A Embraer e a Boeing estão em um estágio avançado nas discussões sobre o
modelo de combinação de seus negócios de aviação comercial, com o
objetivo de apresentar ao governo federal uma proposta que exclua a área
de defesa da nova empresa a ser criada. A preocupação, contudo, segundo
uma fonte próxima das negociações, é preservar a possibilidade de a
Boeing usar a sua força de venda para comercializar o KC-390, o jato de
carga e transporte militar desenvolvido pela área de defesa da Embraer,
que permaneceria sob o controle exclusivo da companhia brasileira.
O argumento da Embraer para convencer o governo a aprovar o negócio
tem sido o de haver uma certa dúvida sobre a sustentabilidade da
empresa, que, na prática, seria reduzida à atual divisão de defesa, sem
uma parceria comercial com a Boeing, que aliás colabora com o projeto do
KC-390. De acordo com o balanço de 2017 da empresa, da receita total,
de R$ 18,7 bilhões, 50,7% vieram da aviação comercial, 33,2%, da
executiva e apenas 15,8% da área da defesa.
— O KC-390 é um bom avião. Em defesa, no entanto, ter um bom modelo
não é fator determinante para o sucesso do negócio, mas sim um
posicionamento geopolítico estratégico e forte diante do mundo, coisa
que o Brasil não tem — explicou um executivo com conhecimento na área,
que pediu para não ser identificado.
O modelo de
negócio que os executivos da Embraer e da Boeing estão elaborando terá
como foco principal a proposta de criação de uma nova empresa de aviação
comercial, da qual a Boeing deteria o controle de 80% das ações, com os
20% restantes ficando com a brasileira. Paulo Cesar de Souza e Silva,
diretor-presidente da Embraer, disse, no fim de fevereiro, que, se não
houvesse necessidade do aval do governo, “o negócio já teria saído”.
No âmbito da aviação comercial, a união com a Boeing é estratégica,
segundo fontes, porque a Embraer não teria fôlego para desenvolver uma
nova família de aviões para lançar ao mercado daqui a cinco ou dez anos,
dando início ao que internamente chama-se de “terceira onda” da
empresa. Dentro da Embraer, considera-se que a história da companhia até
aqui dividiu-se em duas ondas. A primeira vai desde sua fundação até a
privatização, em 1994, e a segunda, começa no pós privatização, com o
sucesso do Tucano, e terminaria agora, quando começam as entregas dos
modelos da nova família de jatos (os E2), com os maiores modelos já
produzidos no Brasil, com até 150 lugares.
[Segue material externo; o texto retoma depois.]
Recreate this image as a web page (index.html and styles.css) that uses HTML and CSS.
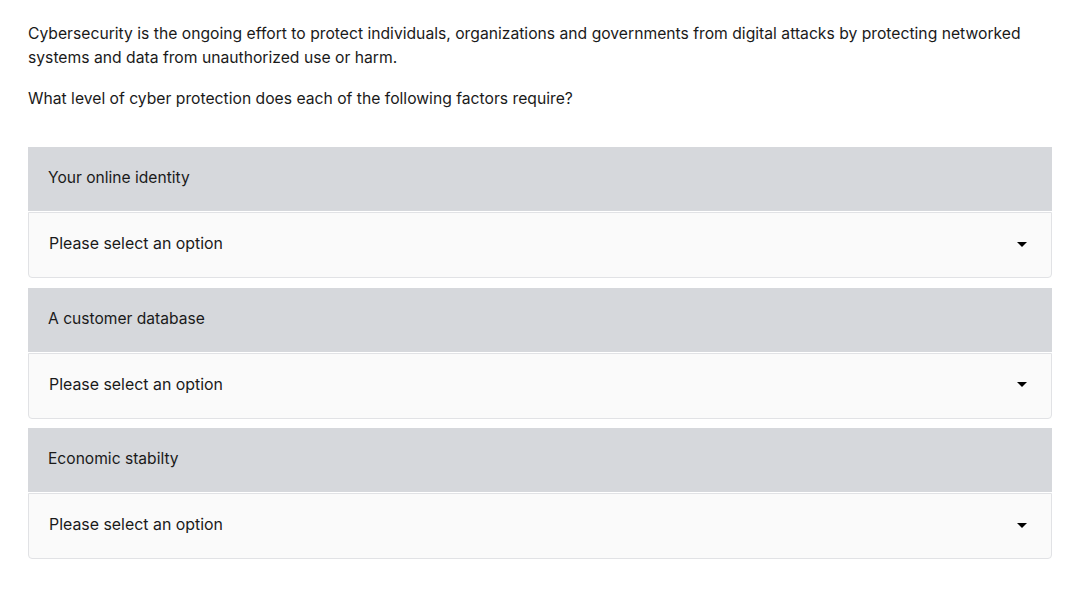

Abrindo os resultados da Embraer de acordo com a área de negócios, é
possível entender melhor o que as fontes envolvidas nas negociações do
modelo de venda dizem. Enquanto o segmento de jatos regionais, que
representa 50,7% das receitas da empresa, tem proporcionado margens e
retornos elevados à Embraer, respondendo por 85% do lucro operacional da
fabricante de aeronaves desde 2013, os resultados do segmento de defesa
vão do positivo para o negativo de um ano para outro.
— É um sonho de uma noite de verão pensar que os orçamentos militares
do Brasil poderão manter uma Embraer Defesa viva — avalia o engenheiro
Adalberto Febeliano, especialista em economia do transporte aéreo.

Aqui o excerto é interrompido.